By contrast, Mr Salmond would say that his attitude was a calm, measured assessment of Scotland's longer term prospects leading to the conclusion that, even without oil, Scotland's onshore economy is resilient and growing; and that, with oil investment buoyant, the North Sea has a big contribution to make too.
Take the oil stats. Scotland's estimated geographical share of oil revenues is down over the single year by some £4.4bn, around 41%.
Mr Salmond's opponents, such as Alistair Darling, say this proves the volatility of North Sea oil - and the folly of founding Scottish economic forecasts on such a variable commodity.
No, says the First Minister. Over a five year period, Scotland is still outpacing the UK as a whole on fiscal balance. Further, the decline in oil revenues represents a strength in another direction.
Mr Salmond says the fall in revenue largely reflects an upturn in capital investment in the North Sea - which can thereby be set against taxation. That investment, he argues, bodes well for the future of the sector and can be expected to generate enhanced revenue in future.

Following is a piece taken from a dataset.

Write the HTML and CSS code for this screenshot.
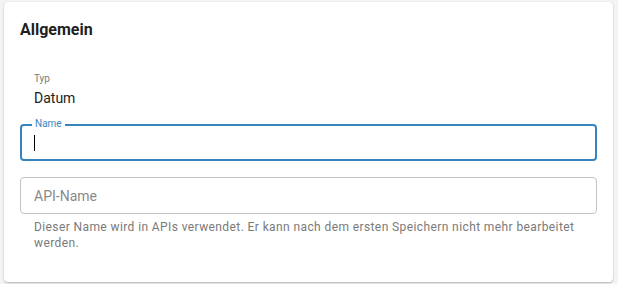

Against that, Mr Salmond's opponents say that North Sea output is, by definition, in long-term decline. Next year, they say, is still likely to be relatively difficult in terms of revenue.
How, they say, would Scotland cope with a cut of £4.4bn in a single year? Say that was Independence Year One? Mr Salmond says that is the very purpose of the stabilisation fund suggested by the Fiscal Commission: work on low forecasts of oil revenue, set aside where possible, iron out tough years.
Which brings us to the wider picture. Mr Salmond's opponents say there is no slack in the system. Scottish expenditure is higher per capita than for the UK as a whole - and now Scotland's net deficit is higher too, because of those declining revenues. Previous claims, based upon a Scottish lead, have evaporated.
Mr Salmond's reply? Even in a bad year for oil revenues, the relative gap with the UK is small at one per cent of GDP. Look, they say, at the overall Scottish GDP, including oil. That figure indicates that Scotland's onshore economy has, to a large degree, coped with and countered the oil drop.
Further, he says that the net fiscal deficit, which includes capital investment, is affected by the Scottish government decision to shift expenditure from revenue to capital in order to grow the economy. A negative indicator, then, reflecting a positive decision.
All things being equal, is this the set of GERS figures the Scottish government would have wanted to take into a referendum? No. But the First Minister and his colleagues remain adamant that they indicate the underlying strength of the Scottish economy together with continuing investment in the North Sea and optimistic prospects.
His opponents dissent, strongly. Your referendum, your choice.